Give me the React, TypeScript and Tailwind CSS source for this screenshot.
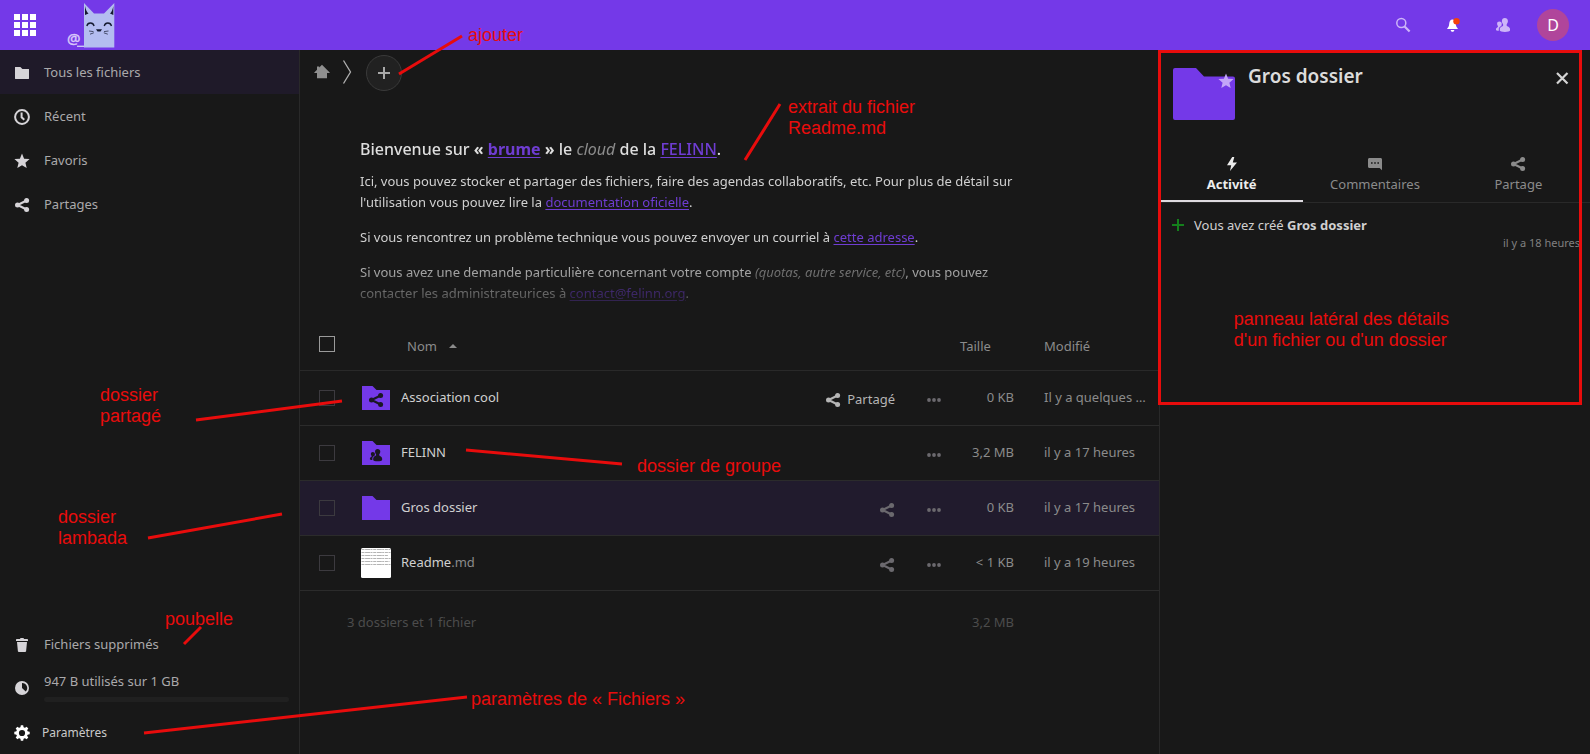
import type { ReactNode } from "react";

type IconProps = { className?: string };

function ShareIcon({ className = "size-4" }: IconProps) {
  return (
    <svg viewBox="0 0 16 16" className={className} fill="currentColor" aria-hidden="true">
      <path d="M12.6 3.4 3.6 8l9 4.6" fill="none" stroke="currentColor" strokeWidth="2.2" />
      <circle cx="12.6" cy="3.400" r="2.500" />
      <circle cx="3.500" cy="8" r="2.500" />
      <circle cx="12.6" cy="12.600" r="2.500" />
    </svg>
  );
}

function StarIcon({ className = "size-4" }: IconProps) {
  return (
    <svg viewBox="0 0 16 16" className={className} fill="currentColor" aria-hidden="true">
      <path d="m8 .6 2.1 5.100 5.500.4-4.200 3.600 1.300 5.400L8 12.200l-4.700 2.900 1.300-5.400L.4 6.100l5.500-.4z" />
    </svg>
  );
}

function FolderSmallIcon({ className = "size-4" }: IconProps) {
  return (
    <svg viewBox="0 0 16 16" className={className} fill="currentColor" aria-hidden="true">
      <path d="M1.400 2h5l2 2h6.200c.3 0 .4.2.4.4v9.200c0 .2-.1.4-.4.4H1.400c-.2 0-.4-.2-.4-.4V2.400c0-.2.2-.4.4-.4z" />
    </svg>
  );
}

function ClockIcon({ className = "size-4" }: IconProps) {
  return (
    <svg viewBox="0 0 16 16" className={className} fill="none" stroke="currentColor" aria-hidden="true">
      <circle cx="8" cy="8" r="6.900" strokeWidth="2" />
      <path d="M7.600 3.600v4.600l2.700 2.500" strokeWidth="2" />
    </svg>
  );
}

function TrashIcon({ className = "size-4" }: IconProps) {
  return (
    <svg viewBox="0 0 16 16" className={className} fill="currentColor" aria-hidden="true">
      <path d="M6.500 1 6 2H3c-.6 0-1 .4-1 1v1h12V3c0-.6-.4-1-1-1h-3l-.5-1zM3 5l.9 9.200c.1.500.5.800 1 .8h6.200c.5 0 .9-.3 1-.8L13 5z" />
    </svg>
  );
}

function QuotaIcon({ className = "size-4" }: IconProps) {
  return (
    <svg viewBox="0 0 16 16" className={className} fill="currentColor" aria-hidden="true">
      <path
        fillRule="evenodd"
        d="M8 1a7 7 0 1 0 0 14A7 7 0 0 0 8 1zm0 1.900A5.100 5.100 0 0 1 11.700 11.600L8 8z"
      />
    </svg>
  );
}

const gearTeeth = [0, 45, 90, 135, 180, 225, 270, 315];

function GearIcon({ className = "size-4" }: IconProps) {
  return (
    <svg viewBox="0 0 16 16" className={className} fill="currentColor" aria-hidden="true">
      <circle cx="8" cy="8" r="4.500" fill="none" stroke="currentColor" strokeWidth="2.800" />
      {gearTeeth.map((angle) => (
        <path key={angle} d="M6.300 3 6.800.3h2.400L9.700 3z" transform={`rotate(${angle} 8 8)`} />
      ))}
    </svg>
  );
}

function HomeIcon({ className = "size-4" }: IconProps) {
  return (
    <svg viewBox="0 0 16 16" className={className} fill="currentColor" aria-hidden="true">
      <path d="M8 .8 5.200 3.600V2.400H3v3.400L.3 8.600V9H3v5.200h10V9h2.700v-.4z" />
    </svg>
  );
}

function PeopleIcon({ className = "size-4" }: IconProps) {
  return (
    <svg viewBox="0 0 16 16" className={className} fill="currentColor" aria-hidden="true">
      <path d="M9.800 1C8 1 6.900 2.300 6.900 4.100c0 1.200.5 2.400 1.200 3.100v1.500c-.3.500-3.300 1-3.300 3.300v1.600c0 .9 2.400 1.400 5.100 1.400s5.100-.5 5.100-1.400V12c0-2.200-3-2.800-3.300-3.300V7.200c.7-.7 1.200-1.900 1.200-3.100C12.900 2.300 11.600 1 9.800 1z" />
      <path d="M4.300 4.600c-1.300 0-2.200.9-2.200 2.200 0 .8.300 1.600.8 2.100v1c-.2.400-1.900.8-1.900 2.100v.9c0 .5 1 .8 2.800.9V12c0-1.600 1.200-2.500 2.500-3.100.1-.5.500-1.200.5-2.100 0-1.300-1.200-2.200-2.500-2.200z" />
    </svg>
  );
}

function SearchIcon({ className = "size-4" }: IconProps) {
  return (
    <svg viewBox="0 0 16 16" className={className} fill="none" stroke="currentColor" aria-hidden="true">
      <circle cx="6.300" cy="6" r="4.500" strokeWidth="1.500" />
      <path d="m9.600 9.500 5 5" strokeWidth="2.200" />
    </svg>
  );
}

function BellIcon({ className = "size-4" }: IconProps) {
  return (
    <svg viewBox="0 0 16 16" className={className} aria-hidden="true">
      <path
        d="M7 2.600C5 3.100 4.500 4.800 4.200 6.800 4 9 3.600 9.600 3.200 10.200c-.5.600-1 1-1 1.800h10.600c0-.8-.5-1.200-1-1.800-.4-.6-.8-1.200-1-3.400-.2-2-.8-3.700-3-4.200zM5.700 12.900c0 .9.800 1.800 1.800 1.800s1.800-.9 1.800-1.800z"
        fill="#fff"
      />
      <circle cx="11.500" cy="4.200" r="3.200" fill="#f4410a" />
    </svg>
  );
}

function BoltIcon({ className = "size-4" }: IconProps) {
  return (
    <svg viewBox="0 0 16 16" className={className} fill="currentColor" aria-hidden="true">
      <path d="M8.200 1 3 9.300h4.200L6 15l7-8.400H8.800L10.300 1z" />
    </svg>
  );
}

function CommentIcon({ className = "size-4" }: IconProps) {
  return (
    <svg viewBox="0 0 16 16" className={className} fill="currentColor" aria-hidden="true">
      <path
        fillRule="evenodd"
        d="M2.500 2h11c.9 0 1.500.6 1.500 1.500v10.700L12.600 12H2.500C1.600 12 1 11.400 1 10.500v-7C1 2.600 1.600 2 2.500 2zM4 6.200v1.600h1.600V6.200zm3.200 0v1.600h1.600V6.200zm3.200 0v1.600H12V6.200z"
      />
    </svg>
  );
}

function PlusIcon({ className = "size-4" }: IconProps) {
  return (
    <svg viewBox="0 0 16 16" className={className} stroke="currentColor" strokeWidth="2" aria-hidden="true">
      <path d="M8 2v12M2 8h12" />
    </svg>
  );
}

function DotsIcon() {
  return (
    <svg viewBox="0 0 16 16" className="size-4" fill="currentColor" aria-hidden="true">
      <circle cx="3" cy="8" r="1.900" />
      <circle cx="8" cy="8" r="1.900" />
      <circle cx="13" cy="8" r="1.900" />
    </svg>
  );
}

function FolderThumb({ children }: { children?: ReactNode }) {
  return (
    <span className="grid size-8 shrink-0 place-items-center text-[#1a1722]">
      <svg viewBox="0 0 32 32" className="col-start-1 row-start-1 size-8" aria-hidden="true">
        <path d="M2 4h10.500l4 4H30v20H2z" fill="#7439e8" />
      </svg>
      <span className="col-start-1 row-start-1 mt-1">{children}</span>
    </span>
  );
}

function ReadmeThumb() {
  return (
    <svg viewBox="0 0 32 32" className="size-8 shrink-0" aria-hidden="true">
      <rect x="1" y="1" width="30" height="30" rx="1.500" fill="#fff" />
      <path
        d="M1.500 2.500h29M1.500 5.500h29M1.500 8.500h27M1.500 11.500h29M1.500 14.500h28M1.500 17.500h29"
        stroke="#b4b4b4"
        strokeWidth="1"
        strokeDasharray="3 .6 5 .4 2 .7"
      />
    </svg>
  );
}

function CatLogo() {
  return (
    <svg viewBox="0 0 52 50" className="h-[50px] w-[52px]" aria-hidden="true">
      <text x="1" y="44" fontSize="15" fill="#d9c8fb" stroke="#d9c8fb" strokeWidth=".4">
        @
      </text>
      <path d="M11 46.300h8" stroke="#c9c4f6" strokeWidth="1.400" />
      <path d="M18 3l10 10.500h10L48.300 3v44.400H18z" fill="#b4bdf0" />
      <path d="M19 6c.6 3 1.800 6.500 3.500 7.500L19 15zM47.300 6c-.5 3-1.600 6.500-3.300 7.500l3.300 1.500z" fill="#151a30" />
      <g fill="none" stroke="#151a30">
        <path d="M20.800 26c1-4 6.300-4 7.300 0M38.200 26c1-4 6.300-4 7.300 0" strokeWidth="1.300" />
        <path d="M23 31l4.500.6M24 34.200l3.800-1.400M42.500 31l-4.500.6M41.800 34.200l-4-1.400" strokeWidth=".7" />
      </g>
      <path d="M30 29.300h6l-1.500 2.200h-3z" fill="#151a30" />
    </svg>
  );
}

function Header() {
  return (
    <header className="flex h-[50px] items-center bg-[#7439e8] pr-[21px] pl-3.5">
      <a href="#apps" aria-label="Applications">
        <svg viewBox="0 0 22 22" className="size-[22px]" fill="#fff" aria-hidden="true">
          {[0, 8, 16].map((y) => [0, 8, 16].map((x) => <rect key={`${x}-${y}`} x={x} y={y} width="6" height="6" />))}
        </svg>
      </a>
      <a href="#home" aria-label="Brume" className="ml-[30px]">
        <CatLogo />
      </a>
      <div className="ml-auto flex items-center gap-[34px] text-[#cdb5f8]">
        <button type="button" aria-label="Rechercher"><SearchIcon /></button>
        <button type="button" aria-label="Notifications"><BellIcon /></button>
        <button type="button" aria-label="Contacts"><PeopleIcon /></button>
        <button
          type="button"
          aria-label="Compte"
          className="-ml-2 flex size-8 items-center justify-center rounded-full bg-[#b0459b] text-base text-white"
        >
          D
        </button>
      </div>
    </header>
  );
}

function NavItem({ icon, label, active = false }: { icon: ReactNode; label: string; active?: boolean }) {
  return (
    <a
      href={`#${label}`}
      className={`flex h-11 items-center gap-3.5 pt-0.5 pl-3.5 ${active ? "bg-[#1f1a29]" : ""}`}
    >
      <span className="text-[#d6d4d8]">{icon}</span>
      {label}
    </a>
  );
}

function Sidebar() {
  return (
    <nav className="flex w-[300px] shrink-0 flex-col border-r border-[#292929] text-[#aaa9ab]">
      <NavItem icon={<FolderSmallIcon />} label="Tous les fichiers" active />
      <NavItem icon={<ClockIcon />} label="Récent" />
      <NavItem icon={<StarIcon />} label="Favoris" />
      <NavItem icon={<ShareIcon />} label="Partages" />
      <div className="mt-auto">
        <NavItem icon={<TrashIcon />} label="Fichiers supprimés" />
        <div className="flex h-11 items-center gap-3.5 pr-2.5 pl-3.5">
          <span className="text-[#d6d4d8]"><QuotaIcon /></span>
          <div className="flex-1 pb-1">
            <p id="quota-label" className="leading-5">947 B utilisés sur 1 GB</p>
            <div
              role="progressbar"
              aria-labelledby="quota-label"
              aria-valuenow={0}
              className="mt-1.5 h-[5px] rounded-full bg-[#202020]"
            />
          </div>
        </div>
        <button type="button" className="flex h-11 w-full items-center gap-3 pt-0.5 pl-3.5 text-xs text-[#c9c9c9]">
          <span className="text-white"><GearIcon /></span>
          Paramètres
        </button>
      </div>
    </nav>
  );
}

function TextLink({ href, children }: { href: string; children: ReactNode }) {
  return (
    <a href={href} className="text-[#6f3dd2] underline underline-offset-2">
      {children}
    </a>
  );
}

function Readme() {
  return (
    <section className="mt-[43px] max-w-[800px] space-y-3.5 px-[60px] leading-[21px] text-[#d0d0d0] [mask-image:linear-gradient(to_bottom,#000_72%,rgb(0_0_0/0.25)_100%)]">
      <h1 className="mb-2.5 text-base leading-6 font-medium text-[#dedede]">
        Bienvenue sur{" "}
        <strong>
          « <TextLink href="#brume">brume</TextLink> »
        </strong>{" "}
        le <em className="font-normal text-[#8c8c8c]">cloud</em> de la <TextLink href="#felinn">FELINN</TextLink>.
      </h1>
      <p>
        Ici, vous pouvez stocker et partager des fichiers, faire des agendas collaboratifs, etc. Pour plus de détail sur
        l'utilisation vous pouvez lire la <TextLink href="#documentation">documentation oficielle</TextLink>.
      </p>
      <p>
        Si vous rencontrez un problème technique vous pouvez envoyer un courriel à{" "}
        <TextLink href="#adresse">cette adresse</TextLink>.
      </p>
      <p>
        Si vous avez une demande particulière concernant votre compte{" "}
        <em className="text-[#8c8c8c]">(quotas, autre service, etc)</em>, vous pouvez contacter les administrateurices à{" "}
        <TextLink href="mailto:contact@felinn.org">contact@felinn.org</TextLink>.
      </p>
    </section>
  );
}

type Row = {
  name: string;
  ext?: string;
  thumb: ReactNode;
  share: "shared" | "none" | "available";
  size: string;
  modified: string;
  selected?: boolean;
};

const rows: Row[] = [
  {
    name: "Association cool",
    thumb: <FolderThumb><ShareIcon /></FolderThumb>,
    share: "shared",
    size: "0 KB",
    modified: "Il y a quelques secondes",
  },
  {
    name: "FELINN",
    thumb: <FolderThumb><PeopleIcon className="size-3.5" /></FolderThumb>,
    share: "none",
    size: "3,2 MB",
    modified: "il y a 17 heures",
  },
  {
    name: "Gros dossier",
    thumb: <FolderThumb />,
    share: "available",
    size: "0 KB",
    modified: "il y a 17 heures",
    selected: true,
  },
  {
    name: "Readme",
    ext: ".md",
    thumb: <ReadmeThumb />,
    share: "available",
    size: "< 1 KB",
    modified: "il y a 19 heures",
  },
];

function FileTable() {
  return (
    <table className="w-full table-fixed border-collapse text-left text-[#8b8b8b]">
      <colgroup>
        <col className="w-[52px]" />
        <col />
        <col className="w-20" />
        <col className="w-[131px]" />
      </colgroup>
      <thead>
        <tr className="h-[55px] border-b border-[#292929]">
          <th className="pt-1 pl-[19px]">
            <input
              type="checkbox"
              aria-label="Tout sélectionner"
              className="block size-4 appearance-none border border-[#9a9a9a]"
            />
          </th>
          <th className="pt-2 pl-[55px] font-normal">
            <button type="button" className="flex items-center gap-3">
              Nom
              <svg viewBox="0 0 8 4" className="h-1 w-2" fill="currentColor" aria-hidden="true">
                <path d="M0 4 4 0l4 4z" />
              </svg>
            </button>
          </th>
          <th className="pt-2 pl-3 font-normal">
            <button type="button">Taille</button>
          </th>
          <th className="pt-2 pl-4 font-normal">
            <button type="button">Modifié</button>
          </th>
        </tr>
      </thead>
      <tbody>
        {rows.map((row) => (
          <tr key={row.name} className={`h-[55px] border-b border-[#2b2b2b] ${row.selected ? "bg-[#211b2d]" : ""}`}>
            <td className="pl-[19px]">
              <input
                type="checkbox"
                aria-label={`Sélectionner ${row.name}`}
                className="block size-4 appearance-none border border-[#3c3a3f]"
              />
            </td>
            <td className="pl-2">
              <div className="flex items-center">
                {row.thumb}
                <a href={`#${row.name}`} className="ml-[9px] text-[#d0d0d0]">
                  {row.name}
                  <span className="text-[#8b8b8b]">{row.ext}</span>
                </a>
                <div className="mt-1 ml-auto flex items-center text-[#6b696e]">
                  {row.share === "shared" && (
                    <button type="button" className="flex items-center gap-1.5 text-[#b5b5b5]">
                      <ShareIcon />
                      Partagé
                    </button>
                  )}
                  {row.share === "available" && (
                    <button type="button" aria-label="Partager"><ShareIcon /></button>
                  )}
                  <button type="button" aria-label="Actions" className="ml-[25px] flex w-7 justify-center">
                    <DotsIcon />
                  </button>
                </div>
              </div>
            </td>
            <td className="pr-3.5 text-right">{row.size}</td>
            <td className="truncate pr-2 pl-4">{row.modified}</td>
          </tr>
        ))}
      </tbody>
      <tfoot>
        <tr className="h-16 text-[#4c4c4c]">
          <td colSpan={2} className="pl-[47px]">3 dossiers et 1 fichier</td>
          <td className="pr-3.5 text-right">3,2 MB</td>
          <td />
        </tr>
      </tfoot>
    </table>
  );
}

function Files() {
  return (
    <main className="min-w-0 flex-1">
      <div className="flex h-11 items-center pl-[14px] text-[#8f8f8f]">
        <a href="#racine" aria-label="Accueil"><HomeIcon /></a>
        <svg viewBox="0 0 10 24" className="ml-3 h-6 w-2.5" fill="none" stroke="#b0b0b0" aria-hidden="true">
          <path d="M1.500.5 8.500 12l-7 11.500" strokeWidth="1.300" />
        </svg>
        <button
          type="button"
          aria-label="Ajouter"
          className="mt-0.5 ml-3.5 flex size-9 items-center justify-center rounded-full border border-[#3a3a3a] bg-[#212121] text-[#a8a8a8]"
        >
          <PlusIcon />
        </button>
      </div>
      <Readme />
      <div className="mt-[11px]">
        <FileTable />
      </div>
    </main>
  );
}

function Tab({ icon, label, active = false }: { icon: ReactNode; label: string; active?: boolean }) {
  return (
    <button
      type="button"
      role="tab"
      aria-selected={active}
      className={`flex flex-1 flex-col items-center gap-0.5 border-b-2 pb-1.5 leading-5 ${
        active ? "border-[#dedbe0] font-bold text-[#ededed]" : "border-transparent text-[#8b8b8b]"
      }`}
    >
      {icon}
      {label}
    </button>
  );
}

function Details() {
  return (
    <aside className="w-[431px] shrink-0 border-l border-[#292929]">
      <div className="flex h-[106px] items-start pt-3.5 pr-5 pl-[13px]">
        <div className="relative">
          <svg viewBox="0 0 62 60" className="h-[60px] w-[62px]" aria-hidden="true">
            <path
              d="M2 4h21l8 8.500h29a2 2 0 0 1 2 2V54a2 2 0 0 1-2 2H2a2 2 0 0 1-2-2V6a2 2 0 0 1 2-2z"
              fill="#7439e8"
            />
          </svg>
          <span className="absolute top-[9px] right-px text-[#c3a5f8]">
            <StarIcon />
          </span>
        </div>
        <h2 className="ml-[13px] text-[19px] leading-6 font-semibold text-[#dcdcdc]">Gros dossier</h2>
        <button type="button" aria-label="Fermer" className="mt-1.5 ml-auto text-[#d4d4d4]">
          <svg viewBox="0 0 16 16" className="size-4" stroke="currentColor" strokeWidth="2.200" aria-hidden="true">
            <path d="m3 3 10.500 10.500M13.500 3 3 13.500" />
          </svg>
        </button>
      </div>
      <div role="tablist" className="flex border-b border-[#292929]">
        <Tab icon={<BoltIcon />} label="Activité" active />
        <Tab icon={<CommentIcon />} label="Commentaires" />
        <Tab icon={<ShareIcon />} label="Partage" />
      </div>
      <div className="pt-3 pr-2.5 pl-2.5">
        <p className="flex items-center gap-2 leading-5 text-[#d0d0d0]">
          <PlusIcon className="size-4 text-[#14801c]" />
          <span>
            Vous avez créé <strong>Gros dossier</strong>
          </span>
        </p>
        <p className="text-right text-[11px] leading-4 text-[#808080]">il y a 18 heures</p>
      </div>
    </aside>
  );
}

function Note({ className, children }: { className: string; children: ReactNode }) {
  return <p className={`absolute whitespace-pre ${className}`}>{children}</p>;
}

function Annotations() {
  return (
    <div className="pointer-events-none absolute inset-0 font-['Liberation_Sans',sans-serif] text-lg leading-[21px] text-[#e80c0c]">
      <svg className="absolute inset-0 size-full" fill="none" stroke="#e80c0c" strokeWidth="3" aria-hidden="true">
        <path d="M399 74 462 36M780 104 745 160M196 420 342 401M148 538 282 514M466 450 622 464M184 644 201 627M144 733 467 697" />
      </svg>
      <div className="absolute top-[50px] right-2 h-[355px] w-[424px] border-[3px] border-[#e80c0c]" />
      <Note className="top-[25px] left-[468px]">ajouter</Note>
      <Note className="top-[97px] left-[788px]">{"extrait du fichier\nReadme.md"}</Note>
      <Note className="top-[385px] left-[100px]">{"dossier\npartagé"}</Note>
      <Note className="top-[507px] left-[58px]">{"dossier\nlambada"}</Note>
      <Note className="top-[456px] left-[637px]">dossier de groupe</Note>
      <Note className="top-[609px] left-[165px]">poubelle</Note>
      <Note className="top-[689px] left-[471px]">paramètres de « Fichiers »</Note>
      <Note className="top-[309px] right-[141px]">{"panneau latéral des détails\nd'un fichier ou d'un dossier"}</Note>
    </div>
  );
}

export default function App() {
  return (
    <div className="relative flex min-h-screen flex-col bg-[#181818] font-['Noto_Sans',sans-serif] text-[13px]">
      <Header />
      <div className="flex flex-1">
        <Sidebar />
        <Files />
        <Details />
      </div>
      <Annotations />
    </div>
  );
}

:::::

> REQUIREMENTS: Give again, exactly, the lines from the start of the data through the one holding "const gearTeeth = [0, 45, 90, 135, 180, 225, 270, 315];"; omit the pictures.

> SOLVED PROBLEM:
Give me the React, TypeScript and Tailwind CSS source for this screenshot.
import type { ReactNode } from "react";

type IconProps = { className?: string };

function ShareIcon({ className = "size-4" }: IconProps) {
  return (
    <svg viewBox="0 0 16 16" className={className} fill="currentColor" aria-hidden="true">
      <path d="M12.6 3.4 3.6 8l9 4.6" fill="none" stroke="currentColor" strokeWidth="2.2" />
      <circle cx="12.6" cy="3.400" r="2.500" />
      <circle cx="3.500" cy="8" r="2.500" />
      <circle cx="12.6" cy="12.600" r="2.500" />
    </svg>
  );
}

function StarIcon({ className = "size-4" }: IconProps) {
  return (
    <svg viewBox="0 0 16 16" className={className} fill="currentColor" aria-hidden="true">
      <path d="m8 .6 2.1 5.100 5.500.4-4.200 3.600 1.300 5.400L8 12.200l-4.700 2.900 1.300-5.400L.4 6.100l5.500-.4z" />
    </svg>
  );
}

function FolderSmallIcon({ className = "size-4" }: IconProps) {
  return (
    <svg viewBox="0 0 16 16" className={className} fill="currentColor" aria-hidden="true">
      <path d="M1.400 2h5l2 2h6.200c.3 0 .4.2.4.4v9.200c0 .2-.1.4-.4.4H1.400c-.2 0-.4-.2-.4-.4V2.400c0-.2.2-.4.4-.4z" />
    </svg>
  );
}

function ClockIcon({ className = "size-4" }: IconProps) {
  return (
    <svg viewBox="0 0 16 16" className={className} fill="none" stroke="currentColor" aria-hidden="true">
      <circle cx="8" cy="8" r="6.900" strokeWidth="2" />
      <path d="M7.600 3.600v4.600l2.700 2.500" strokeWidth="2" />
    </svg>
  );
}

function TrashIcon({ className = "size-4" }: IconProps) {
  return (
    <svg viewBox="0 0 16 16" className={className} fill="currentColor" aria-hidden="true">
      <path d="M6.500 1 6 2H3c-.6 0-1 .4-1 1v1h12V3c0-.6-.4-1-1-1h-3l-.5-1zM3 5l.9 9.200c.1.500.5.800 1 .8h6.200c.5 0 .9-.3 1-.8L13 5z" />
    </svg>
  );
}

function QuotaIcon({ className = "size-4" }: IconProps) {
  return (
    <svg viewBox="0 0 16 16" className={className} fill="currentColor" aria-hidden="true">
      <path
        fillRule="evenodd"
        d="M8 1a7 7 0 1 0 0 14A7 7 0 0 0 8 1zm0 1.900A5.100 5.100 0 0 1 11.700 11.600L8 8z"
      />
    </svg>
  );
}

const gearTeeth = [0, 45, 90, 135, 180, 225, 270, 315];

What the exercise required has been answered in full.